Are we in danger of being forced to eat less meat by decree?
Climate Minister James Shaw says people worried about their carbon footprint could reduce their meat intake by a meal a week, but says this is not the government’s official stance. . .
“Ninety five percent of new Zealanders consume meat, and it is fairly obvious there is a lot of water, a lot of energy and a lot of land use that goes into protein production that way,” he said.
A lot of water, energy and land use does go into producing protein by grazing animals.
But a lot of water, energy and land use go into producing the equivalent protein and other nutrients in vegetarian and vegan alternatives.
“If somebody wanted to have an immediate impact, they could eat one less meat meal per week.
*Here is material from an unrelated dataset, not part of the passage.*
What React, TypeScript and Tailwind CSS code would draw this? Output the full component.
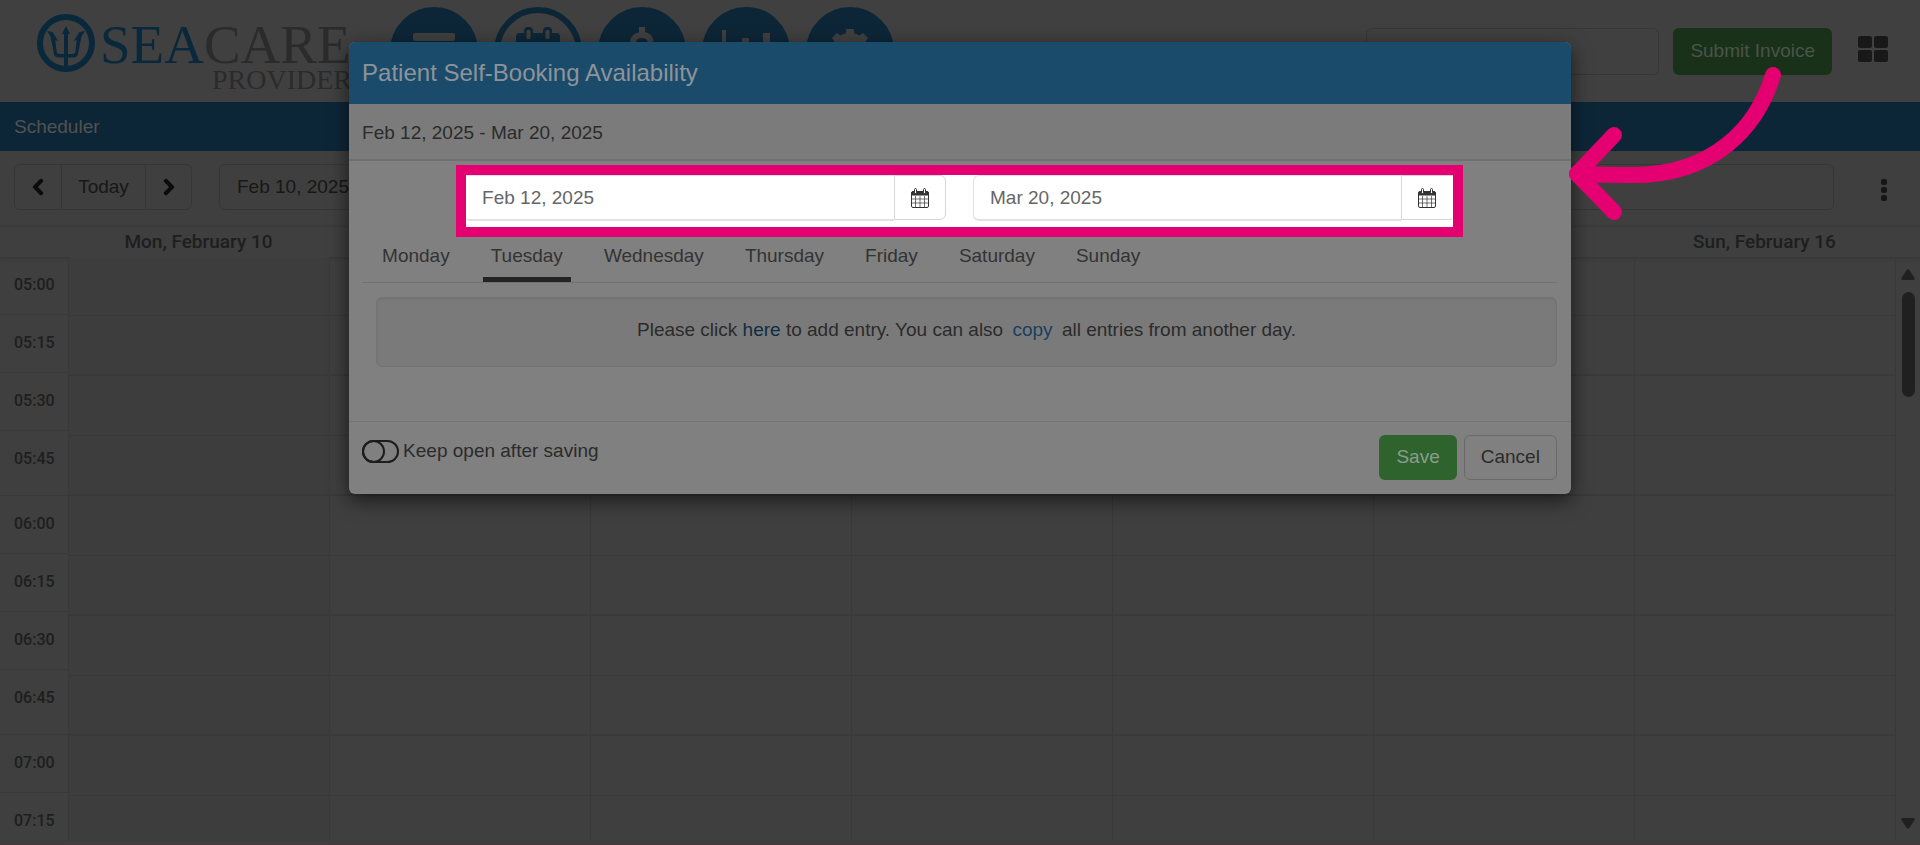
import React from "react";
import { FaChevronLeft, FaChevronRight, FaSearch } from "react-icons/fa";

const times = [
  "05:00",
  "05:15",
  "05:30",
  "05:45",
  "06:00",
  "06:15",
  "06:30",
  "06:45",
  "07:00",
  "07:15",
];

// days without a label sit behind the dialog
const days = [
  { id: 10, label: "Mon, February 10" },
  { id: 11, label: "" },
  { id: 12, label: "" },
  { id: 13, label: "" },
  { id: 14, label: "" },
  { id: 15, label: "" },
  { id: 16, label: "Sun, February 16" },
];

const weekDays = [
  "Monday",
  "Tuesday",
  "Wednesday",
  "Thursday",
  "Friday",
  "Saturday",
  "Sunday",
];

const Logo = () => {
  return (
    <div className="flex w-[320px] ml-[37px] mt-3.5 shrink-0 font-['Liberation_Serif',serif]">
      <svg viewBox="0 0 58 58" className="w-[58px] h-[58px] shrink-0 text-[#09283b]">
        <circle cx="29" cy="29" r="26" fill="none" stroke="currentColor" strokeWidth="6" />
        <path
          fill="currentColor"
          d="M29 12l4 8h-2v20h4c2.500 0 3.300-1 3.500-3.500l1.200-10.500-3 1L42.500 18l5.500-1-3.500 5.500-3.500 17.500c-.6 2.600-2 3.500-4.500 3.500h-5.500V56h-4V43.500h-5.500c-2.500 0-3.900-.9-4.500-3.500l-3.500-17.500L10 17l5.500 1 5.800 9-3-1 1.200 10.500c.2 2.500 1 3.500 3.500 3.500h4V20h-2z"
        />
      </svg>
      <div className="flex flex-col ml-[5px] mt-2">
        <span className="text-[55px] leading-[46px] text-[#2b2b2b]">
          <span className="text-[#09283b]">SEA</span>CARE
        </span>
        <span className="text-[28px] leading-6 ml-28 text-[#2b2b2b]">PROVIDER</span>
      </div>
    </div>
  );
};

const MenuIcon = () => {
  return (
    <svg viewBox="0 0 48 48" className="w-12 h-12" fill="currentColor">
      <rect x="3" y="6" width="42" height="8" rx="2" />
      <rect x="3" y="20" width="42" height="8" rx="2" />
      <rect x="3" y="34" width="42" height="8" rx="2" />
    </svg>
  );
};

const SchedulerIcon = () => {
  return (
    <svg viewBox="0 0 48 48" className="w-12 h-12" fill="currentColor">
      <path d="M6 6H42Q46 6 46 10V42Q46 46 42 46H6Q2 46 2 42V10Q2 6 6 6M6 17V42H42V17z" fillRule="evenodd" />
      <rect x="10" y="0" width="9" height="15" rx="4" />
      <rect x="29" y="0" width="9" height="15" rx="4" />
      <rect x="12.500" y="3" width="4" height="9" rx="1.500" fill="#404040" />
      <rect x="31.500" y="3" width="4" height="9" rx="1.500" fill="#404040" />
    </svg>
  );
};

const DollarIcon = () => {
  return (
    <svg viewBox="0 0 48 48" className="w-12 h-12" fill="none" stroke="currentColor" strokeWidth="6">
      <path d="M24 0v8M24 40v8M33 15c-1-5-4.500-7-9-7-5.500 0-9 3-9 7.500 0 10 19 6 19 16.500 0 5-4 8-10 8-5.500 0-9-2.500-10-8" />
    </svg>
  );
};

const ChartIcon = () => {
  return (
    <svg viewBox="0 0 48 48" className="w-12 h-12" fill="currentColor">
      <path d="M0 3h4v38h44v4H0zM20 11h7v26h-7zM41 6h7v31h-7zM31 22h6v15h-6zM10 25h7v12h-7z" />
    </svg>
  );
};

const CogIcon = () => {
  return (
    <svg viewBox="0 0 48 48" className="w-12 h-12" fill="currentColor">
      <circle cx="24" cy="24" r="13" fill="none" stroke="currentColor" strokeWidth="10" />
      {[0, 45, 90, 135, 180, 225, 270, 315].map((angle) => (
        <path key={angle} d="M20.500 2h7l1.500 8H19z" transform={`rotate(${angle} 24 24)`} />
      ))}
    </svg>
  );
};

const CalendarIcon = () => {
  return (
    <svg viewBox="0 0 18 20" className="w-[18px] h-5" fill="none" stroke="#333">
      <rect x="0.500" y="3.500" width="17" height="16" rx="1.500" />
      <path d="M1 4h16v3H1z" fill="#333" />
      <path d="M4.500 8v11M9 8v11M13.500 8v11M1 11h16M1 15h16" strokeWidth="0.700" />
      <rect x="3.500" y="0.500" width="2" height="5" rx="1" fill="#fff" />
      <rect x="12.500" y="0.500" width="2" height="5" rx="1" fill="#fff" />
    </svg>
  );
};

const navItems = [
  { name: "Menu", icon: <MenuIcon /> },
  { name: "Scheduler", icon: <SchedulerIcon /> },
  { name: "Billing", icon: <DollarIcon /> },
  { name: "Reports", icon: <ChartIcon /> },
  { name: "Settings", icon: <CogIcon /> },
];

const Header = () => {
  return (
    <header className="flex h-[102px] shrink-0 bg-[#404040]">
      <Logo />
      <nav className="flex gap-4 ml-[33px] mt-[7px]">
        {navItems.map(({ name, icon }) => (
          <a
            key={name}
            href={`#${name.toLowerCase()}`}
            aria-label={name}
            className={`flex w-[88px] h-[88px] items-center justify-center rounded-full border-6 border-[#0d2637] ${
              name === "Scheduler" ? "text-[#0d2637]" : "bg-[#0d2637] text-[#404040]"
            }`}
          >
            {icon}
          </a>
        ))}
      </nav>
      <div className="flex ml-auto mt-7 mr-8 items-start">
        <label className="flex w-[293px] h-[47px] px-3.5 items-center rounded-md border border-[#363636]">
          <FaSearch className="w-5 h-5 text-[#1c1c1c]" />
          <input aria-label="Search" className="w-full ml-2 bg-transparent outline-none" />
        </label>
        <button className="ml-3.5 px-[17px] h-[47px] rounded-md bg-[#193119] text-[#4a544a]">
          Submit Invoice
        </button>
        <button aria-label="Apps" className="grid grid-cols-2 gap-0.5 w-[30px] ml-[26px] mt-2">
          {[...Array(4)].map((_, index) => (
            <span key={index} className="h-3 rounded-xs bg-[#181818]" />
          ))}
        </button>
      </div>
    </header>
  );
};

const Toolbar = () => {
  return (
    <div className="flex h-[75px] shrink-0 px-3.5 py-[13px] text-[#171717]">
      <div className="flex h-[46px] rounded-md border border-[#363636]">
        <button aria-label="Previous week" className="w-[46px] text-[#0c0c0c]">
          <FaChevronLeft className="w-[18px] h-[18px] mx-auto stroke-current stroke-[36]" />
        </button>
        <button className="w-[85px] border-x border-[#363636]">Today</button>
        <button aria-label="Next week" className="w-[45px] text-[#0c0c0c]">
          <FaChevronRight className="w-[18px] h-[18px] mx-auto stroke-current stroke-[36]" />
        </button>
      </div>
      <input
        aria-label="Week"
        defaultValue="Feb 10, 2025"
        className="flex-1 h-[46px] ml-[27px] px-[17px] rounded-md border border-[#363636] bg-transparent"
      />
      <button aria-label="More" className="flex flex-col gap-0.5 ml-[47px] mr-[19px] pt-[15px]">
        {[...Array(3)].map((_, index) => (
          <span key={index} className="w-1.5 h-1.5 rounded-xs bg-[#161616]" />
        ))}
      </button>
    </div>
  );
};

const Calendar = () => {
  return (
    <div className="flex flex-col flex-1 min-h-0 pb-[3px] font-[Roboto,sans-serif] font-medium text-[#1e1e1e]">
      <div className="flex h-[31px] shrink-0 pl-[68px] pr-[25px] border-t border-[#393939] shadow-[0_2px_3px_#383838]">
        {days.map((day) => (
          <div key={day.id} className="flex-1 text-center leading-[30px]">
            {day.label}
          </div>
        ))}
      </div>
      <div className="flex flex-1 min-h-0 overflow-hidden">
        <div className="w-[68px] shrink-0 text-base">
          {times.map((time) => (
            <div
              key={time}
              className={`border-b border-[#393939] pl-3.5 pt-4 leading-6 ${
                time.endsWith("45") ? "h-[65px]" : "h-[58px]"
              }`}
            >
              {time}
            </div>
          ))}
        </div>
        {days.map((day, index) => (
          <div
            key={day.id}
            className={`flex-1 border-l border-[#393939] ${index === 0 ? "bg-[#3d3d3d]" : ""}`}
          >
            {times.map((time, row) => (
              <div
                key={time}
                className={`border-[#393939] ${row === 0 ? "h-[59px]" : "h-[60px]"} ${
                  row % 2 === 0 ? "border-b" : "border-b-2"
                }`}
              />
            ))}
          </div>
        ))}
        <div className="flex flex-col items-center w-[25px] shrink-0 border-l border-[#393939] pt-3 pb-3">
          <svg viewBox="0 0 14 11" className="w-3.5 h-[11px]" fill="#202020">
            <path d="M5.500 1.200Q7-.6 8.500 1.200L13.500 9Q14 11 12 11H2Q0 11 .5 9z" />
          </svg>
          <div className="w-[13px] h-[105px] mt-3 rounded-full bg-[#202020]" />
          <svg viewBox="0 0 14 11" className="w-3.5 h-[11px] mt-auto" fill="#202020">
            <path d="M5.500 9.800Q7 11.600 8.500 9.800L13.500 2Q14 0 12 0H2Q0 0 .5 2z" />
          </svg>
        </div>
      </div>
    </div>
  );
};

interface IDateField {
  label: string;
  value: string;
  inputClass: string;
  buttonClass: string;
}

const DateField = ({ label, value, inputClass, buttonClass }: IDateField) => {
  return (
    <div className="flex flex-1 items-start">
      <input
        aria-label={label}
        defaultValue={value}
        className={`flex-1 min-w-0 h-[46px] border-t border-b-2 border-[#e2e2e2] bg-white text-[#666] ${inputClass}`}
      />
      <button
        aria-label={`Pick ${label}`}
        className={`flex w-[52px] h-[45px] items-center justify-center border-y border-l border-[#d5d5d5] bg-white ${buttonClass}`}
      >
        <CalendarIcon />
      </button>
    </div>
  );
};

const Arrow = () => {
  return (
    <svg
      viewBox="0 0 216 160"
      className="absolute left-full top-6 -ml-1 w-[216px] h-40"
      fill="none"
      stroke="#e50072"
      strokeWidth="16"
      strokeLinecap="round"
      strokeLinejoin="round"
    >
      <path d="M206 9C190 62 146 109 66 109Q38 109 10 108" />
      <path d="M47 69L10 108L47 146" />
    </svg>
  );
};

const BookingDialog = () => {
  return (
    <div
      role="dialog"
      aria-labelledby="dialog-title"
      className="relative w-7/11 h-fit mt-[42px] rounded-md bg-[#808080] text-[#2b2b2b] shadow-[0_6px_20px_rgba(0,0,0,0.6)]"
    >
      <h1
        id="dialog-title"
        className="px-[13px] rounded-t-md bg-[#1b4b6b] text-2xl leading-[62px] text-[#8d9499]"
      >
        Patient Self-Booking Availability
      </h1>
      <div className="h-[57px] px-[13px] bg-[#7b7b7b] border-b-2 border-[#707070] leading-[57px]">
        Feb 12, 2025 - Mar 20, 2025
      </div>
      <div className="pl-[13px] pr-3.5 pt-1">
        <div className="flex gap-[27px] h-[72px] mx-[94px] border-10 border-[#e50072] bg-white overflow-hidden">
          <DateField
            label="Start date"
            value="Feb 12, 2025"
            inputClass="px-4 rounded-bl-sm"
            buttonClass="border-r rounded-r-md"
          />
          <DateField
            label="End date"
            value="Mar 20, 2025"
            inputClass="px-4 border-l rounded-l-md"
            buttonClass="rounded-br-sm"
          />
        </div>
        <div role="tablist" className="flex gap-[25px] pl-3 border-b border-[#727272] text-[#333]">
          {weekDays.map((day) => (
            <button
              key={day}
              role="tab"
              aria-selected={day === "Tuesday"}
              className={`h-[45px] px-2 pb-0.5 border-b-5 ${
                day === "Tuesday" ? "border-[#232323]" : "border-transparent"
              }`}
            >
              {day}
            </button>
          ))}
        </div>
        <div className="h-[70px] ml-3.5 mt-3.5 rounded-md border border-[#737373] bg-[#7a7a7a] text-center leading-[64px] shadow-[inset_0_1px_2px_#707070]">
          Please click{" "}
          <a href="#add" className="text-[#0f2c45]">
            here
          </a>{" "}
          to add entry. You can also{" "}
          <a href="#copy" className="mx-1 text-[#1a3f5f]">
            copy
          </a>{" "}
          all entries from another day.
        </div>
      </div>
      <div className="flex items-start justify-between mt-[54px] pl-[13px] pr-3.5 pt-[13px] pb-3.5 border-t border-[#747474]">
        <label className="flex items-center gap-1 mt-0.5">
          <span className="relative w-[37px] h-[23px]">
            <input
              type="checkbox"
              className="block appearance-none w-full h-full rounded-full border-2 border-[#1c1c1c]"
            />
            <span className="absolute left-0 top-0 w-[23px] h-[23px] rounded-full border-2 border-[#1c1c1c]" />
          </span>
          Keep open after saving
        </label>
        <div className="flex gap-[7px]">
          <button className="h-[45px] px-[17px] rounded-md bg-[#2e632e] text-[#8b9c8b]">Save</button>
          <button className="h-[45px] px-4 rounded-md border border-[#6a6a6a]">Cancel</button>
        </div>
      </div>
      <Arrow />
    </div>
  );
};

const App = () => {
  return (
    <div className="relative flex flex-col h-screen overflow-hidden border-b border-[#45393f] bg-[#3f3f3f] font-['Liberation_Sans',Arial,sans-serif] text-[19px]">
      <Header />
      <div className="h-[49px] shrink-0 px-3.5 bg-[#0d2637] leading-[49px] text-[#525252]">Scheduler</div>
      <Toolbar />
      <Calendar />
      <div className="absolute inset-0 flex justify-center items-start">
        <BookingDialog />
      </div>
    </div>
  );
};

export default App;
Is that statement based on the New Zealand system which a Lincoln University study found produced meat that landed on a UK supermarket shelf had a lower carbon footprint than the locally product?
“We’re not encouraging that as a government. What we’re trying to do is to ensure that there’s settings right across the economy that make sure people are supported.”
So not no meat by decree, but what does making sure people are supported mean? Will we be paid to not eat it?
Health professionals are generally happy with moderate amounts of lean meat as part of a healthy diet.
Whether “supporting” people to eat less meat is better for the environment and health depends on what replaces it how what replaces it is produced and on its nutrient value.
Has anyone done a study on the environmental and financial costs of looking after land that no longer grazed stock but wasn’t suitable for growing crops or vegetables?